## PROBLEM DESCRIPTION
Give the data below again exactly as written, without its pictures.

★ ★ ★

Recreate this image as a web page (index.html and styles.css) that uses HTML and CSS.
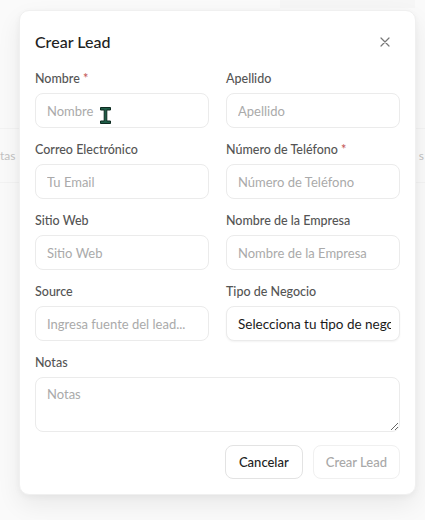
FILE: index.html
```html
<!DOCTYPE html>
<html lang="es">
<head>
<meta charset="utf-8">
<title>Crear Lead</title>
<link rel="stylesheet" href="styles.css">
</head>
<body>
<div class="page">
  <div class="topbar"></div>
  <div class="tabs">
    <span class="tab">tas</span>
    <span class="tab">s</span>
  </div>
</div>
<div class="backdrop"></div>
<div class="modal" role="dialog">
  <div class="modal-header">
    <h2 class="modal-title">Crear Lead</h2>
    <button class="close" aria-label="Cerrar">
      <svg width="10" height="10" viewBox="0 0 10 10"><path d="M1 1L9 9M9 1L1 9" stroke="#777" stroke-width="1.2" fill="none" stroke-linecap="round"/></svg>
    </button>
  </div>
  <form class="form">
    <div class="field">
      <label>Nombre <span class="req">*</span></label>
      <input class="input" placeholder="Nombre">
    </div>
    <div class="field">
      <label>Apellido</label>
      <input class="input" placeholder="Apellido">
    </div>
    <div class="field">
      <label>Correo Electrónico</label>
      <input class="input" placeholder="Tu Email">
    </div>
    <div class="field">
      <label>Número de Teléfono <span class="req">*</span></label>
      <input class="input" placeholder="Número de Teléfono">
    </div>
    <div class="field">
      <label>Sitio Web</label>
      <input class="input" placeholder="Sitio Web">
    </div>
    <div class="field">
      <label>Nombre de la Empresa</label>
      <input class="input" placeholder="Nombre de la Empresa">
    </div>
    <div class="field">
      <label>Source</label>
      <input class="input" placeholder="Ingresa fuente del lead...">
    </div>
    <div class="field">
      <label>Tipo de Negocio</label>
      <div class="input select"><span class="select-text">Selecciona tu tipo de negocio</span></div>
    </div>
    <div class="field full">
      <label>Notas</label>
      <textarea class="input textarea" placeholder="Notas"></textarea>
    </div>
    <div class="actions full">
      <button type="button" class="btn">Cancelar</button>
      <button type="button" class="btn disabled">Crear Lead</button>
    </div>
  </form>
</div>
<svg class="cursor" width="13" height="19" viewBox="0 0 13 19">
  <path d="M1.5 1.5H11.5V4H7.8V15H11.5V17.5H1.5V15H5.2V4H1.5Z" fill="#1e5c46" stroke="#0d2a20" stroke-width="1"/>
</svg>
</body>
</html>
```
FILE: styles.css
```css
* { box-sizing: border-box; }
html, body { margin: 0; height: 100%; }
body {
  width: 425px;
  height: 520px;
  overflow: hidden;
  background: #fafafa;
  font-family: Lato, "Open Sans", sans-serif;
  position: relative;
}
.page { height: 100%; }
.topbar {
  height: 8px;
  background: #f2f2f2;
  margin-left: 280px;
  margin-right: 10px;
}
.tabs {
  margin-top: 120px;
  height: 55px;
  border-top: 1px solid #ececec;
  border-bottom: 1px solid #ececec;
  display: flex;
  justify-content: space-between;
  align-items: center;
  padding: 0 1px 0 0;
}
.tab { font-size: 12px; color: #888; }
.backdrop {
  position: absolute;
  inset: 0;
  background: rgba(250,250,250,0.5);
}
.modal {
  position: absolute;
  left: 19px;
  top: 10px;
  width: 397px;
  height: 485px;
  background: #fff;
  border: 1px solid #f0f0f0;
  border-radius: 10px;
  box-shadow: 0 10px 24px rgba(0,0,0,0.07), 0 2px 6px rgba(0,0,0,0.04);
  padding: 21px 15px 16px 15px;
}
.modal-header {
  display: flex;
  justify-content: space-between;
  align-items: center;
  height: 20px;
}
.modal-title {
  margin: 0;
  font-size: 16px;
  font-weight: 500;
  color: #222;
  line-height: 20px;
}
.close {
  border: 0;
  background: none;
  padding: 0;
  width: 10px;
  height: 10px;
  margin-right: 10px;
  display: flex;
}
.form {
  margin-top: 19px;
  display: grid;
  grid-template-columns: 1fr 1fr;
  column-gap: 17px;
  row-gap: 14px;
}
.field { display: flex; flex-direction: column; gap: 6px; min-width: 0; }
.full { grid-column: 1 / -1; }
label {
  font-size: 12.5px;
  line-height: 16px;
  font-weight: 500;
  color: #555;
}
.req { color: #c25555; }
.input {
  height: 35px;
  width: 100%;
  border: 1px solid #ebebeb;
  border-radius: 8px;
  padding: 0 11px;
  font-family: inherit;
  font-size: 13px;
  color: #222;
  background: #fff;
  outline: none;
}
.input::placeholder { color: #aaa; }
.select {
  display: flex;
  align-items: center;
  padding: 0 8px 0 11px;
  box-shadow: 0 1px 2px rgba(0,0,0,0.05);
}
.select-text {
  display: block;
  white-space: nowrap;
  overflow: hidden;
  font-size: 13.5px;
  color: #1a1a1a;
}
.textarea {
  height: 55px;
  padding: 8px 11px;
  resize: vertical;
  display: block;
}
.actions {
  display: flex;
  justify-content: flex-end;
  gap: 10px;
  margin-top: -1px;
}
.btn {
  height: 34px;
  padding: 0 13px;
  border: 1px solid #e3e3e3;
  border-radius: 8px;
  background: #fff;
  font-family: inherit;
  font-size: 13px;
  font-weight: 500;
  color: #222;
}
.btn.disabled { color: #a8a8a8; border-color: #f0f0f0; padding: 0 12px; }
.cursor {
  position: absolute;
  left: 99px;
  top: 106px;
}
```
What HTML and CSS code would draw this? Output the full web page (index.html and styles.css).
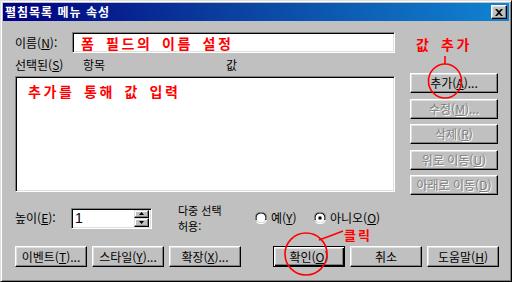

★ ★ ★

## COMPLETE OUTPUT
Recreate this image as a web page (index.html and styles.css) that uses HTML and CSS.
FILE: index.html
```html
<!DOCTYPE html>
<html lang="es">
<head>
<meta charset="utf-8">
<title>Crear Lead</title>
<link rel="stylesheet" href="styles.css">
</head>
<body>
<div class="page">
  <div class="topbar"></div>
  <div class="tabs">
    <span class="tab">tas</span>
    <span class="tab">s</span>
  </div>
</div>
<div class="backdrop"></div>
<div class="modal" role="dialog">
  <div class="modal-header">
    <h2 class="modal-title">Crear Lead</h2>
    <button class="close" aria-label="Cerrar">
      <svg width="10" height="10" viewBox="0 0 10 10"><path d="M1 1L9 9M9 1L1 9" stroke="#777" stroke-width="1.2" fill="none" stroke-linecap="round"/></svg>
    </button>
  </div>
  <form class="form">
    <div class="field">
      <label>Nombre <span class="req">*</span></label>
      <input class="input" placeholder="Nombre">
    </div>
    <div class="field">
      <label>Apellido</label>
      <input class="input" placeholder="Apellido">
    </div>
    <div class="field">
      <label>Correo Electrónico</label>
      <input class="input" placeholder="Tu Email">
    </div>
    <div class="field">
      <label>Número de Teléfono <span class="req">*</span></label>
      <input class="input" placeholder="Número de Teléfono">
    </div>
    <div class="field">
      <label>Sitio Web</label>
      <input class="input" placeholder="Sitio Web">
    </div>
    <div class="field">
      <label>Nombre de la Empresa</label>
      <input class="input" placeholder="Nombre de la Empresa">
    </div>
    <div class="field">
      <label>Source</label>
      <input class="input" placeholder="Ingresa fuente del lead...">
    </div>
    <div class="field">
      <label>Tipo de Negocio</label>
      <div class="input select"><span class="select-text">Selecciona tu tipo de negocio</span></div>
    </div>
    <div class="field full">
      <label>Notas</label>
      <textarea class="input textarea" placeholder="Notas"></textarea>
    </div>
    <div class="actions full">
      <button type="button" class="btn">Cancelar</button>
      <button type="button" class="btn disabled">Crear Lead</button>
    </div>
  </form>
</div>
<svg class="cursor" width="13" height="19" viewBox="0 0 13 19">
  <path d="M1.5 1.5H11.5V4H7.8V15H11.5V17.5H1.5V15H5.2V4H1.5Z" fill="#1e5c46" stroke="#0d2a20" stroke-width="1"/>
</svg>
</body>
</html>
```
FILE: styles.css
```css
* { box-sizing: border-box; }
html, body { margin: 0; height: 100%; }
body {
  width: 425px;
  height: 520px;
  overflow: hidden;
  background: #fafafa;
  font-family: Lato, "Open Sans", sans-serif;
  position: relative;
}
.page { height: 100%; }
.topbar {
  height: 8px;
  background: #f2f2f2;
  margin-left: 280px;
  margin-right: 10px;
}
.tabs {
  margin-top: 120px;
  height: 55px;
  border-top: 1px solid #ececec;
  border-bottom: 1px solid #ececec;
  display: flex;
  justify-content: space-between;
  align-items: center;
  padding: 0 1px 0 0;
}
.tab { font-size: 12px; color: #888; }
.backdrop {
  position: absolute;
  inset: 0;
  background: rgba(250,250,250,0.5);
}
.modal {
  position: absolute;
  left: 19px;
  top: 10px;
  width: 397px;
  height: 485px;
  background: #fff;
  border: 1px solid #f0f0f0;
  border-radius: 10px;
  box-shadow: 0 10px 24px rgba(0,0,0,0.07), 0 2px 6px rgba(0,0,0,0.04);
  padding: 21px 15px 16px 15px;
}
.modal-header {
  display: flex;
  justify-content: space-between;
  align-items: center;
  height: 20px;
}
.modal-title {
  margin: 0;
  font-size: 16px;
  font-weight: 500;
  color: #222;
  line-height: 20px;
}
.close {
  border: 0;
  background: none;
  padding: 0;
  width: 10px;
  height: 10px;
  margin-right: 10px;
  display: flex;
}
.form {
  margin-top: 19px;
  display: grid;
  grid-template-columns: 1fr 1fr;
  column-gap: 17px;
  row-gap: 14px;
}
.field { display: flex; flex-direction: column; gap: 6px; min-width: 0; }
.full { grid-column: 1 / -1; }
label {
  font-size: 12.5px;
  line-height: 16px;
  font-weight: 500;
  color: #555;
}
.req { color: #c25555; }
.input {
  height: 35px;
  width: 100%;
  border: 1px solid #ebebeb;
  border-radius: 8px;
  padding: 0 11px;
  font-family: inherit;
  font-size: 13px;
  color: #222;
  background: #fff;
  outline: none;
}
.input::placeholder { color: #aaa; }
.select {
  display: flex;
  align-items: center;
  padding: 0 8px 0 11px;
  box-shadow: 0 1px 2px rgba(0,0,0,0.05);
}
.select-text {
  display: block;
  white-space: nowrap;
  overflow: hidden;
  font-size: 13.5px;
  color: #1a1a1a;
}
.textarea {
  height: 55px;
  padding: 8px 11px;
  resize: vertical;
  display: block;
}
.actions {
  display: flex;
  justify-content: flex-end;
  gap: 10px;
  margin-top: -1px;
}
.btn {
  height: 34px;
  padding: 0 13px;
  border: 1px solid #e3e3e3;
  border-radius: 8px;
  background: #fff;
  font-family: inherit;
  font-size: 13px;
  font-weight: 500;
  color: #222;
}
.btn.disabled { color: #a8a8a8; border-color: #f0f0f0; padding: 0 12px; }
.cursor {
  position: absolute;
  left: 99px;
  top: 106px;
}
```
What HTML and CSS code would draw this? Output the full web page (index.html and styles.css).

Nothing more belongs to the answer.